[start of PROVIDED DATA]

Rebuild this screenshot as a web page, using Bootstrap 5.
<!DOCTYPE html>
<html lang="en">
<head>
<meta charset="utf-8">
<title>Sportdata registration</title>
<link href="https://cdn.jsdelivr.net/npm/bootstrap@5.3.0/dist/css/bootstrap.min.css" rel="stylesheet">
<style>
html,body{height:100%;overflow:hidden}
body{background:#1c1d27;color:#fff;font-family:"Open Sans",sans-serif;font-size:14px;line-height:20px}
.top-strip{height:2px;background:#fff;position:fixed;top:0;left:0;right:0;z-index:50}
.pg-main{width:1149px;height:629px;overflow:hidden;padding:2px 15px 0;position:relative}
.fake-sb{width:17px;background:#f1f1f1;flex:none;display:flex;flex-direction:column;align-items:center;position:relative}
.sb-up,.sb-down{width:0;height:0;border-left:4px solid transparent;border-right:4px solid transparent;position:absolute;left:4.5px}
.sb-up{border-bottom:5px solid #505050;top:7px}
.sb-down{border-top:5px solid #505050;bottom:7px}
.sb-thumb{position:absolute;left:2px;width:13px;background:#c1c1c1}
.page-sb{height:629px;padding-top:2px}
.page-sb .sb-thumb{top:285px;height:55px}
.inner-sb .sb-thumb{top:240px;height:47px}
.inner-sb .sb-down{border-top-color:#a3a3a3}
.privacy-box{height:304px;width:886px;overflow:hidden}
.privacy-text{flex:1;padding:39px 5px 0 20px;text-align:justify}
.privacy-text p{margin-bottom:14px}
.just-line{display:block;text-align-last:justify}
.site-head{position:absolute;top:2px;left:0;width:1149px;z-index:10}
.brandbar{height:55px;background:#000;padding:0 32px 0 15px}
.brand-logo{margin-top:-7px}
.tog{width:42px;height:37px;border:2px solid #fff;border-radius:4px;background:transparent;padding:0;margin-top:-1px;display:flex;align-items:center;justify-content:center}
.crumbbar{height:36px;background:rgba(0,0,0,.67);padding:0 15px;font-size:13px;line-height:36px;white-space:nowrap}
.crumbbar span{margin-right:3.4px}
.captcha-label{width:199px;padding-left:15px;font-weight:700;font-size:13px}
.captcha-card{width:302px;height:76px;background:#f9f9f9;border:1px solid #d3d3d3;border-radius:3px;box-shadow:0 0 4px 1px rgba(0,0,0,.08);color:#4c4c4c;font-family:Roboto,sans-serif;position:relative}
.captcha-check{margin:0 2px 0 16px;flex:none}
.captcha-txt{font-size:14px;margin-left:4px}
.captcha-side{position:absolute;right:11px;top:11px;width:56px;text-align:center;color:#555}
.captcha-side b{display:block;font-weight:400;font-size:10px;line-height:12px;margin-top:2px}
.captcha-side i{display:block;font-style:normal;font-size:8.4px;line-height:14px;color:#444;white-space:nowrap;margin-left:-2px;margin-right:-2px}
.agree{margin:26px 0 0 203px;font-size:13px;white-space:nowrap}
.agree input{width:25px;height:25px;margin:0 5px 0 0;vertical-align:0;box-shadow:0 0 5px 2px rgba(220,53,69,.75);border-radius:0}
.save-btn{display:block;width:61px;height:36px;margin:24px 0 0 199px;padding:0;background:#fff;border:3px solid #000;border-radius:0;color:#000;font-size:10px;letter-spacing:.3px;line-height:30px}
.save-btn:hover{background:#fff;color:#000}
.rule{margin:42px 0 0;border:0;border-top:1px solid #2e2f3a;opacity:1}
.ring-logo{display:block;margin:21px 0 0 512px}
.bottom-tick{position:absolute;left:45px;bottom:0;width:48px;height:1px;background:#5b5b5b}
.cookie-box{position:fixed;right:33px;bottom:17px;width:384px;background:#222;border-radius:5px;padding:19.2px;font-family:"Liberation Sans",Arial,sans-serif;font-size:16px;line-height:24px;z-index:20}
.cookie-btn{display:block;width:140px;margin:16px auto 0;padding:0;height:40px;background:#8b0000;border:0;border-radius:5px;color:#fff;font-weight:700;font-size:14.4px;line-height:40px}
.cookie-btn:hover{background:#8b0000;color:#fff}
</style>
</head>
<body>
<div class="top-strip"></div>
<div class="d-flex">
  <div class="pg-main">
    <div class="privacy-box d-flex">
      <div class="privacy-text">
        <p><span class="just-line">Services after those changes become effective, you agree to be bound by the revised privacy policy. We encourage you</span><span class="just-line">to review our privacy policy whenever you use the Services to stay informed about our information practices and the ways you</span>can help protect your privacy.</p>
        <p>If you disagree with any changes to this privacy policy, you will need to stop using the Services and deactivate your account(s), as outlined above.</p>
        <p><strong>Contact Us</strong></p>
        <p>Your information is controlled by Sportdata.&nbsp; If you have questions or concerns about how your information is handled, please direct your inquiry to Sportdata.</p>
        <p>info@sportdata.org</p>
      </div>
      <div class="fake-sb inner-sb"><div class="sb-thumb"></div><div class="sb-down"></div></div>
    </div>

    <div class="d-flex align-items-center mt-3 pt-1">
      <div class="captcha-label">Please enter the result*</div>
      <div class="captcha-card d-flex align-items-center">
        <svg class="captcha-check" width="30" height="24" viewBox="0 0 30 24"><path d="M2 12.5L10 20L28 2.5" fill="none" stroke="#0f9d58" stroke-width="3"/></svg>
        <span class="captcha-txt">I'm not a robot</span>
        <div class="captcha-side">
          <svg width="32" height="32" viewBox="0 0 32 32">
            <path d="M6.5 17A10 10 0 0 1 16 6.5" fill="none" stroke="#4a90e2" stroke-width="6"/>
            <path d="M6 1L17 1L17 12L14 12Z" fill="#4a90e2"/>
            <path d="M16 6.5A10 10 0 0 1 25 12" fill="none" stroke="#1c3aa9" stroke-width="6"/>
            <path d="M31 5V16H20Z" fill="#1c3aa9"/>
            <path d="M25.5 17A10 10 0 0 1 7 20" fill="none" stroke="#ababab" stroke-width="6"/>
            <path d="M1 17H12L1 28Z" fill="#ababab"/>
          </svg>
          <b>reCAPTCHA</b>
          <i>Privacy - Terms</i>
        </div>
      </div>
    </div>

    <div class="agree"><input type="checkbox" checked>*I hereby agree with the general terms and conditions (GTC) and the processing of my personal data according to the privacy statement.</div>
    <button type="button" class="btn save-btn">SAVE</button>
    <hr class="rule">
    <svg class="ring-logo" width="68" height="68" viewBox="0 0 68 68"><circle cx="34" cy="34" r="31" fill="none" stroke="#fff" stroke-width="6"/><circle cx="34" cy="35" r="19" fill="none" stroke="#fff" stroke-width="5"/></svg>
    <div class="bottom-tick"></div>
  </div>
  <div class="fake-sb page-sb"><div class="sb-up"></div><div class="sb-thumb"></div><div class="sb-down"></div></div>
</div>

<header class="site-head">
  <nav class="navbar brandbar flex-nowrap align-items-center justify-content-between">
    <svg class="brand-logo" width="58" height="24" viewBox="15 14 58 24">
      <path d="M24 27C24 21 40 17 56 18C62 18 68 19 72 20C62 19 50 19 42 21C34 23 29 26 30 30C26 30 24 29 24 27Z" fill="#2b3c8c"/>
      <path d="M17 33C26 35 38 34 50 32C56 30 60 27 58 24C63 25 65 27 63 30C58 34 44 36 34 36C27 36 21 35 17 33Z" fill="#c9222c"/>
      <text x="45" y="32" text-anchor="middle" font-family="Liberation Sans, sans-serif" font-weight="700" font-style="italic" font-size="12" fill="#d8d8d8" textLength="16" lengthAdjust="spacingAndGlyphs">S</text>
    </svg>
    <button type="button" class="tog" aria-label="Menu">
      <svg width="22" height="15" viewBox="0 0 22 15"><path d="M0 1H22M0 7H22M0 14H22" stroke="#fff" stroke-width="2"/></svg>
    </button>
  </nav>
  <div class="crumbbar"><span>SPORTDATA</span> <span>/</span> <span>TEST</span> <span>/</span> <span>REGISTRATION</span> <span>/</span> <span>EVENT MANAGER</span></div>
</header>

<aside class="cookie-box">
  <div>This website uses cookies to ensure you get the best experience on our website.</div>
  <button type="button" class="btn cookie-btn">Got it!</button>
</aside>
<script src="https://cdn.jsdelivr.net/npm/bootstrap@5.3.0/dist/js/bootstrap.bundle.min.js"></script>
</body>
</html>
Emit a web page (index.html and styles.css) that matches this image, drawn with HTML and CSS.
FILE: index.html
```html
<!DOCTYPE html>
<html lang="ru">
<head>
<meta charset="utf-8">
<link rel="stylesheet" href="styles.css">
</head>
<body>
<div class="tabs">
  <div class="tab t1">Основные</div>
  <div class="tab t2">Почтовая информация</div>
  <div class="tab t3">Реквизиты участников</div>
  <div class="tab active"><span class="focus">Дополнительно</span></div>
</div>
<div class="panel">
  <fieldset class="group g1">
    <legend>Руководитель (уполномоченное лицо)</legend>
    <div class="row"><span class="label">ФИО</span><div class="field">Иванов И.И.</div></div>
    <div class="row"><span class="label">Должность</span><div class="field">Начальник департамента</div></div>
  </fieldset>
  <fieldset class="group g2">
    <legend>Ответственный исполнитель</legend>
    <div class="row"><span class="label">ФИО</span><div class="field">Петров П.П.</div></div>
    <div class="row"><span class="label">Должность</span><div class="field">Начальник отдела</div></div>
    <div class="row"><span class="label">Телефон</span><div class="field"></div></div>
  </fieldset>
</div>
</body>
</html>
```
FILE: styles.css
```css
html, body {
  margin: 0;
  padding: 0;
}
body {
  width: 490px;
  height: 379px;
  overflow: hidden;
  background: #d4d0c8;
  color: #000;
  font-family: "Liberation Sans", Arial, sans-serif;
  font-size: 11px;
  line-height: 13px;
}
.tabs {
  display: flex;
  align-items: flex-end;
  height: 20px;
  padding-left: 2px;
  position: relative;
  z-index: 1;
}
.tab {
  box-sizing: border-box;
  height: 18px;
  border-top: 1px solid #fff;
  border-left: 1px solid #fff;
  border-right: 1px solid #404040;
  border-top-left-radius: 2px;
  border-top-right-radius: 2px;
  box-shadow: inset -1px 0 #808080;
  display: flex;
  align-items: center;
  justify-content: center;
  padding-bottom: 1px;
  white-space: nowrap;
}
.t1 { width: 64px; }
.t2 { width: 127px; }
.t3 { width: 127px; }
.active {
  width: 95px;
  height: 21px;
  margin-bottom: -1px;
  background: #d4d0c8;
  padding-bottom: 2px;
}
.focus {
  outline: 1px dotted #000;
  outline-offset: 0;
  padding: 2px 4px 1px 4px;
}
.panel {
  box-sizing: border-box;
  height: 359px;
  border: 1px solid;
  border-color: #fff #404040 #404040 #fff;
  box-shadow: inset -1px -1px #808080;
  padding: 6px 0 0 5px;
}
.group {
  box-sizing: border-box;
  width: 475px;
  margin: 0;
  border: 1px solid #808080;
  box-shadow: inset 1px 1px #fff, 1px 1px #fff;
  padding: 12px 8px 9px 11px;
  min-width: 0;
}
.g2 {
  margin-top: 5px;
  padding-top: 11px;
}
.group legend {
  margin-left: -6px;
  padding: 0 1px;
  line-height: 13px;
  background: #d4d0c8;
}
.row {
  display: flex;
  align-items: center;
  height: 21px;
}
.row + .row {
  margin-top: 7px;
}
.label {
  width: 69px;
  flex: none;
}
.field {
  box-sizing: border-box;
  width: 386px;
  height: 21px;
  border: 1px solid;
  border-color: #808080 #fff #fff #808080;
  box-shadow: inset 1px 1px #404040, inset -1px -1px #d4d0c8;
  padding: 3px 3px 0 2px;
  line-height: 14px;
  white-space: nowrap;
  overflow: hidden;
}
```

[end of PROVIDED DATA]

== EXERCISE ==
Say how many lines in the records above hold "using", and give no other text.

== TASK RESPONSE ==
2